O Quarto do Pai
Maria Brandão
Entre a realidade e o delírio, a memória e a ficção, a gravidade e o humor, o presente e o passado, a reflexão e o retrato do tempo, O Quarto do Pai é uma expedição ao labirinto da vida de um homem singular. Um homem caprichoso e exigente, aproveitador dos prazeres mundanos, obcecado pelas suas paixões e pela sua família, preso numa urdidura cruel que lhe rouba a dignidade e o suga para o abismo. Esmurrado, mas não vencido, sob o efeito de drogas instigadoras de grandes alterações de consciência, resiste tenazmente ao mais óbvio dos destinos e toma o comando de uma narrativa reveladora do mais íntimo de si.
Excerto
São dez e meia da noite, horas de dormir, anunciam-me, apagando a luz sem me perguntar a opinião.
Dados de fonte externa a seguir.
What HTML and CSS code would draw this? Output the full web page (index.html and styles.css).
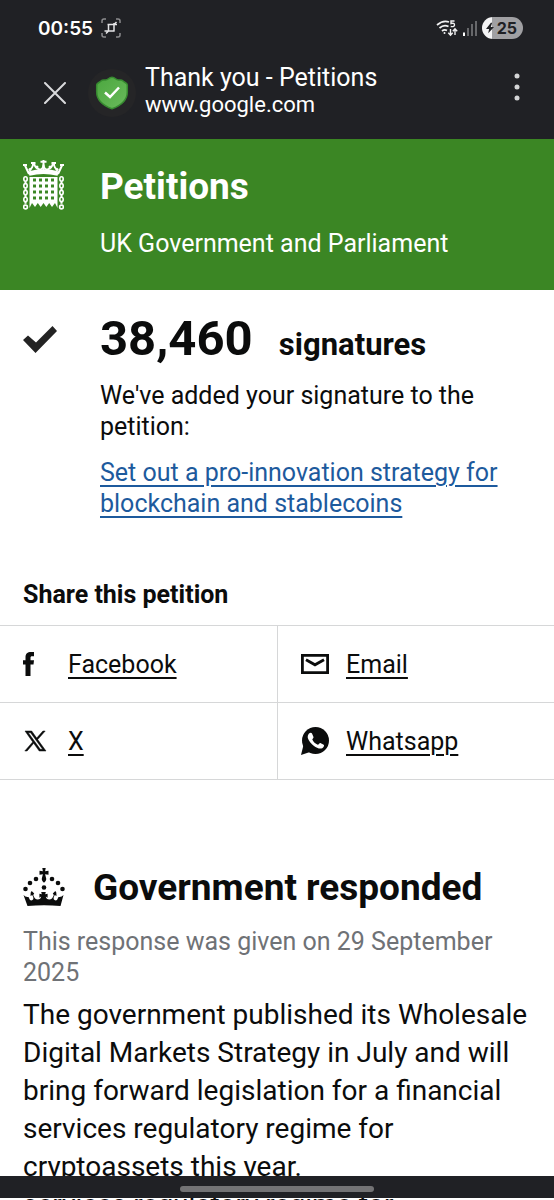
FILE: index.html
```html
<!DOCTYPE html>
<html lang="en">
<head>
    <meta charset="utf-8">
    <meta name="viewport" content="width=device-width, initial-scale=1">
    <title>Thank you - Petitions</title>
    <link rel="stylesheet" href="styles.css">
</head>
<body>
    <div class="status-bar">
        <span class="clock">00:55</span>
        <svg class="capture-icon" width="20" height="20" viewBox="0 0 20 20" fill="none" stroke="#e4e4e6" stroke-width="1.500">
            <path stroke="#8c8c8f" d="M1 5V3q0-2 2-2h2M15 1h2q2 0 2 2v2M19 15v2q0 2-2 2h-2M5 19H3q-2 0-2-2v-2"/>
            <path d="M7.500 6.500v7M3.500 13h10M6.500 6.500h9.500M13 5v8.500M13 6.500l2.500-2.500M7.500 13L5 15.500"/>
        </svg>
        <div class="status-right">
            <svg width="22" height="18" viewBox="0 0 22 18" fill="none" stroke="#f1f1f2" stroke-width="1.700">
                <path d="M1 6Q7 .8 13 3M3.500 9Q8 5 12.500 7.500M6 12Q8.500 9.800 11 11.500"/>
                <path stroke-width="1.400" d="M18.500 2h-3.500v2.500q3.500-.8 3.500 1.500q0 2-3.800 1.500"/>
                <path stroke-width="1.400" d="M14.500 10v6M12.300 13.800l2.200 2.400 2.200-2.400M19 16v-6M16.800 12.200L19 9.800l2.200 2.400"/>
                <circle cx="8.500" cy="14" r="1" fill="#f1f1f2" stroke="none"/>
            </svg>
            <svg width="14" height="16" viewBox="0 0 14 16">
                <path fill="#fff" d="M0 12.500h2V16H0z"/>
                <path fill="#67686b" d="M4 8h2v8H4zM8 4h2v12H8zM12 1h2v15h-2z"/>
            </svg>
            <span class="battery">
                <svg width="8" height="12" viewBox="0 0 9 12"><path fill="#202125" d="M5.500 0L0 7h3.500L2.500 12 9 5H5.300L7 0z"/></svg>
                25
            </span>
        </div>
    </div>

    <div class="toolbar">
        <button class="icon-button" aria-label="Close">
            <svg width="22" height="22" viewBox="0 0 22 22" stroke="#d9dadc" stroke-width="2" stroke-linecap="round">
                <path d="M1 1l20 20M21 1L1 21"/>
            </svg>
        </button>
        <svg class="site-icon" width="48" height="48" viewBox="0 0 48 48">
            <defs>
                <linearGradient id="shield" x1="0" y1="0" x2="1" y2="1">
                    <stop offset="0" stop-color="#4ca73f"/>
                    <stop offset="1" stop-color="#6abb5c"/>
                </linearGradient>
            </defs>
            <circle cx="24" cy="24" r="24" fill="#252527"/>
            <path fill="url(#shield)" stroke="#378a30" stroke-width="1.500" d="M24 8.300c-3.500 0-3.500 2.700-6.500 2.700-2 0-3.200-.5-4.500 1-1.500 1.800-4.300 1.500-4.300 4V23c0 9 6.300 13.500 15.300 16.800C33 36.500 39.300 32 39.300 23v-7c0-2.500-2.800-2.200-4.300-4-1.300-1.500-2.500-1-4.500-1-3 0-3-2.700-6.500-2.700z"/>
            <path fill="none" stroke="#fff" stroke-width="2.500" d="M17 23.500l5 4.500 9-9.500"/>
        </svg>
        <div class="page-info">
            <div class="page-title">Thank you - Petitions</div>
            <div class="page-url">www.google.com</div>
        </div>
        <button class="icon-button menu-button" aria-label="Menu">
            <svg width="6" height="28" viewBox="0 0 6 28" fill="#d4d5d7">
                <circle cx="3" cy="3" r="2.500"/><circle cx="3" cy="14" r="2.500"/><circle cx="3" cy="25" r="2.500"/>
            </svg>
        </button>
    </div>

    <div class="page">
        <header class="site-header">
            <svg class="portcullis" width="41" height="50" viewBox="0 0 41 50">
                <!-- crown -->
                <g fill="none" stroke="#fff">
                    <path stroke-width="2" d="M6 14L2 5.500M35 14L39 5.500"/>
                    <path stroke-width="1.800" d="M10 3.500q0 5-4 6.500M11 3q1 5.500 5.500 6.500 3.500 0 4-5 .5 5 4 5 4.500-1 5.500-6.500M31 3.500q0 5 4 6.500"/>
                    <path stroke-width="2" d="M20.500 0v10M17.500 1.800h6M0 5h4M37 5h4M8 3h4.500M28.500 3H33"/>
                </g>
                <g fill="#fff">
                    <circle cx="7" cy="9.500" r="1.500"/><circle cx="14" cy="7" r="1.500"/><circle cx="27" cy="7" r="1.500"/><circle cx="34" cy="9.500" r="1.500"/>
                    <path d="M5 11.500Q20.500 7 36 11.500l-1.500 4.300Q20.500 12 6.500 15.800z"/>
                </g>
                <!-- grille -->
                <path fill="#fff" fill-rule="evenodd" d="M6.500 17H34.500V48L32 43 29 47 26.200 43 23.300 47 20.500 43 17.700 47 14.800 43 12 47 9 43 6.500 48z
                    M10 18.500v3h3v-3zM16 18.500v3h3v-3zM22 18.500v3h3v-3zM28 18.500v3h3v-3z
                    M10 24.500v3h3v-3zM16 24.500v3h3v-3zM22 24.500v3h3v-3zM28 24.500v3h3v-3z
                    M10 30.500v3h3v-3zM16 30.500v3h3v-3zM22 30.500v3h3v-3zM28 30.500v3h3v-3z
                    M10 36.500v3h3v-3zM16 36.500v3h3v-3zM22 36.500v3h3v-3zM28 36.500v3h3v-3z"/>
                <!-- chains -->
                <g fill="none" stroke="#fff" stroke-width="1.600">
                    <path stroke-dasharray="2 4.800" stroke-width="2" d="M2.500 21.400V48M38.500 21.400V48"/>
                    <ellipse cx="2.500" cy="19" rx="1.700" ry="2.200"/><ellipse cx="2.500" cy="25.800" rx="1.700" ry="2.200"/><ellipse cx="2.500" cy="32.600" rx="1.700" ry="2.200"/><ellipse cx="2.500" cy="39.400" rx="1.700" ry="2.200"/><circle cx="2.500" cy="47" r="1.900"/>
                    <ellipse cx="38.500" cy="19" rx="1.700" ry="2.200"/><ellipse cx="38.500" cy="25.800" rx="1.700" ry="2.200"/><ellipse cx="38.500" cy="32.600" rx="1.700" ry="2.200"/><ellipse cx="38.500" cy="39.400" rx="1.700" ry="2.200"/><circle cx="38.500" cy="47" r="1.900"/>
                </g>
            </svg>
            <div>
                <h1>Petitions</h1>
                <p class="tagline">UK Government and Parliament</p>
            </div>
        </header>

        <section class="signed">
            <svg class="tick" width="34" height="27" viewBox="0 0 34 27"><path fill="#232323" d="M0 14l5-4.500 8 7L29.500 0 34 5 12.500 27z"/></svg>
            <div>
                <p class="count"><span class="number">38,460</span> <span class="unit">signatures</span></p>
                <p class="added">We've added your signature to the petition:</p>
                <p><a class="petition-link" href="#">Set out a pro-innovation strategy for blockchain and stablecoins</a></p>
            </div>
        </section>

        <section class="share">
            <h2>Share this petition</h2>
            <ul class="share-list">
                <li>
                    <svg width="28" height="28" viewBox="0 0 28 28"><path fill="#0b0c0c" d="M2.500 26V14.500H0v-4.300h2.500V7.500C2.500 3.500 4.500 2 8 2h3v4.300H9C7.800 6.300 7.500 6.800 7.500 8v2.200H11l-.5 4.300h-3V26z"/></svg>
                    <a href="#">Facebook</a>
                </li>
                <li>
                    <svg width="28" height="28" viewBox="0 0 28 28"><path fill="#0b0c0c" fill-rule="evenodd" d="M0 4h28v20H0zM2.800 6.800v14.400h22.400V6.800z"/><path fill="none" stroke="#0b0c0c" stroke-width="2.800" d="M5 9.800l9 5 9-5"/></svg>
                    <a href="#">Email</a>
                </li>
                <li>
                    <svg width="28" height="28" viewBox="0 0 28 28"><path fill="#0b0c0c" stroke="#0b0c0c" stroke-width=".5" fill-rule="evenodd" d="M2 4h6.700l5 7.100L19.900 4h2.300l-7.500 8.600L23 24h-6.800l-5.500-7.700L4.100 24H1.800l7.900-9.100zM5.300 5.700l12 16.600h2.300L7.600 5.700z"/></svg>
                    <a href="#">X</a>
                </li>
                <li>
                    <svg width="28" height="28" viewBox="0 0 28 28"><circle cx="14.500" cy="13.500" r="13.500" fill="#0b0c0c"/><path fill="#0b0c0c" d="M2.500 18L0 28l9-3z"/><path fill="#fff" d="M8 6.500c1-1 2.500-1 3 0l1.500 3.400c.3.800-1.200 2-1.200 2.600 1.200 2.500 3 4.200 5.500 5.200.8.200 1.800-2 2.600-1.700l3.300 1.700c1 .6-.2 2.800-1.500 3.500-2.200 1.100-5.700-.2-8.200-2.200-2.700-2.200-5.500-5.300-6.200-8-.3-1.700.2-3.500 1.200-4.500z"/></svg>
                    <a href="#">Whatsapp</a>
                </li>
            </ul>
        </section>

        <section class="response">
            <h2>
                <svg width="42" height="40" viewBox="0 0 42 40" fill="#0b0c0c">
                    <path d="M19.300 0h3.400l-.6 3.300L25.500 2.800v4l-3.400-.6.900 3.500q1 2.500-2 5-3-2.500-2-5l.9-3.500-3.400.6v-4l3.400.5z"/>
                    <circle cx="13" cy="11" r="2.300"/><circle cx="7" cy="15" r="2.300"/><circle cx="2.500" cy="21" r="2.300"/>
                    <circle cx="29" cy="11" r="2.300"/><circle cx="35" cy="15" r="2.300"/><circle cx="39.500" cy="21" r="2.300"/>
                    <circle cx="21" cy="19.500" r="2.300"/>
                    <path d="M4.500 38L.5 27q2 2.500 5 2 1.500 4.500 4 3 2-1.500-.3-5l-1.700 1 .2-3.500 1-1.500 2.500 2.500-1 1.500q1.500 4.500 4.500 4.500 3-.2 3.500-3l-1.800 1.200v-4l2.400.6-.6-2.300h4.600l-.6 2.300 2.400-.6v4l-1.800-1.200q.5 2.800 3.500 3 3 0 4.500-4.500l-1-1.500 2.500-2.500 1 1.500.2 3.500-1.700-1q-2.300 3.500-.3 5 2.500 1.500 4-3 3 .5 5-2L37.500 38Q21 36.500 4.500 38z"/>
                </svg>
                Government responded
            </h2>
            <p class="response-date">This response was given on 29 September 2025</p>
            <p class="response-text">The government published its Wholesale Digital Markets Strategy in July and will bring forward legislation for a financial services regulatory regime for cryptoassets this year.</p>
        </section>
    </div>

    <div class="gesture-bar"><span></span></div>
    <div class="overflow-line">services regulatory regime for</div>
</body>
</html>
```
FILE: styles.css
```css
* {
    margin: 0;
    padding: 0;
    box-sizing: border-box;
}

body {
    display: flex;
    flex-direction: column;
    height: 100vh;
    overflow: hidden;
    background-color: #fff;
    color: #0b0c0c;
    font-family: Roboto, "Liberation Sans", sans-serif;
    font-size: 25px;
    line-height: 31px;
}

svg {
    flex-shrink: 0;
}

/* Phone and browser bars */
.status-bar, .toolbar {
    display: flex;
    flex-shrink: 0;
    align-items: center;
    background-color: #202125;
    color: #fff;
}

.status-bar {
    gap: 8px;
    height: 56px;
    padding: 0 31px 0 38px;
    font-family: Inter, "Liberation Sans", sans-serif;
    font-size: 19px;
    font-weight: 600;
}

.status-right {
    display: flex;
    align-items: center;
    gap: 5px;
    margin-left: auto;
}

.battery {
    display: flex;
    align-items: center;
    gap: 3px;
    height: 22px;
    padding: 0 6px 0 4px;
    border-radius: 11px;
    background: linear-gradient(to right, #f4f4f5 10px, #a0a0a3 10px);
    color: #202125;
    font-size: 16px;
    font-weight: 700;
}

.toolbar {
    height: 83px;
    padding: 0 34px 10px 44px;
}

.icon-button {
    display: flex;
    border: none;
    background: none;
    cursor: pointer;
}

.site-icon {
    margin: 0 9px 0 22px;
}

.page-info {
    padding-bottom: 4px;
}

.page-title {
    font-size: 25px;
    line-height: 28px;
}

.page-url {
    font-size: 22px;
    line-height: 26px;
}

.menu-button {
    margin-left: auto;
    padding-bottom: 12px;
}

/* Petition page */
.page {
    flex: 1;
    min-height: 0;
    overflow: hidden;
}

.site-header {
    display: flex;
    gap: 36px;
    padding: 21px 23px 31px;
    background-color: #3b8624;
    color: #fff;
}

h1 {
    margin: 5px 0 19px;
    font-size: 37px;
    line-height: 44px;
}

.signed {
    display: flex;
    gap: 43px;
    padding: 20px 23px 0;
}

.tick {
    margin-top: 16px;
}

.count {
    margin-bottom: 4px;
    font-weight: 700;
    line-height: 58px;
}

.number {
    margin-right: 20px;
    font-size: 49px;
}

.unit {
    font-size: 31px;
}

.added {
    margin-bottom: 15px;
}

.petition-link {
    color: #1d5a9d;
    text-decoration-thickness: 2px;
    text-underline-offset: 4px;
}

.share {
    margin-top: 60px;
}

.share h2 {
    padding: 0 23px 15px;
    font-size: 25px;
}

.share-list {
    display: grid;
    grid-template-columns: 1fr 1fr;
    border-top: 1px solid #d6d7d8;
    list-style: none;
}

.share-list li {
    display: flex;
    align-items: center;
    gap: 17px;
    height: 77px;
    padding-left: 23px;
    border-bottom: 1px solid #d6d7d8;
}

.share-list li:nth-child(even) {
    border-left: 1px solid #d6d7d8;
}

.share-list a {
    color: #0b0c0c;
    text-decoration-thickness: 2px;
    text-underline-offset: 4px;
}

.response {
    padding: 86px 23px 0;
}

.response h2 {
    display: flex;
    align-items: center;
    gap: 28px;
    margin-bottom: 16px;
    font-size: 37px;
    line-height: 44px;
}

.response-date {
    margin-bottom: 8px;
    color: #6f7276;
}

.response-text {
    font-size: 28px;
    line-height: 38px;
}

/* Bottom of the screen */
.gesture-bar {
    display: flex;
    flex-shrink: 0;
    justify-content: center;
    align-items: center;
    height: 22px;
    padding-top: 4px;
    background-color: #202125;
}

.gesture-bar span {
    width: 35%;
    height: 6px;
    border-radius: 3px;
    background-color: #737375;
}

.overflow-line {
    flex-shrink: 0;
    height: 2px;
    padding-left: 23px;
    overflow: hidden;
    font-size: 28px;
    line-height: 14px;
}
```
Fico sem norte no quarto escuro, o corpo encolhido na cama articulada, o tronco soerguido por duas ou três almofadas, as pernas entaladas por outras tantas, as mãos impedidas de alcançar a algália, o viscoelástico a moldar-me os ossos e as peles, a entrar por mim acima. Ao meu lado esquerdo, um dos meus filhos, não sei bem qual, ajeita-se no cadeirão para passar a noite comigo, temperar-me a insónia com copos de água e conversas triviais, aliviar-me as dores com mudanças de posição ou comprimidos, aturar-me os delírios com desconcerto ou presença de espírito, conforme a hora e o feitio. Por entre a neblina na minha cabeça, enfraquecida pela idade e entorpecida pelo uso regular de opiáceos, consigo perceber-lhes no tom de voz o amor, a preocupação, a ansiedade e a impaciência e sei sempre quando ultrapasso o limite. São os três doces e firmes como os chocolates que o meu neto mais velho me manda da Suíça e entristece-me que não possam pernoitar mais vezes, coisa justificada pelo efeito negativo da privação de sono nas suas vidas. A minha mulher escusa-se com o mesmo argumento, válido, no caso dela, por ter quase tantos anos como eu, e, embora ofendido com a situação, não tenho alternativa a não ser aguentar os tipos musculados e resistentes contratados para zelar pela minha agitação nocturna e prestar-me a assistência possível. Não que tenha alguma coisa contra eles, nada disso. São bons homens, afáveis, profissionais experientes, habituados a lidar com corpos sem préstimo como o meu. Tratam-me sem cerimónia ou delicadeza, massajando com mãos de ferro as poucas carnes que me restam, cobrindo-as com cremes e óleos medicinais para activar a circulação e prevenir lesões, justificam-se, respondendo ao meu lamento de animal ferido. Aceito contrariado os procedimentos técnicos e as palavras optimistas. Sou caprichoso, exigente e avesso a intimidades com desconhecidos e só a presença da minha família me alumia.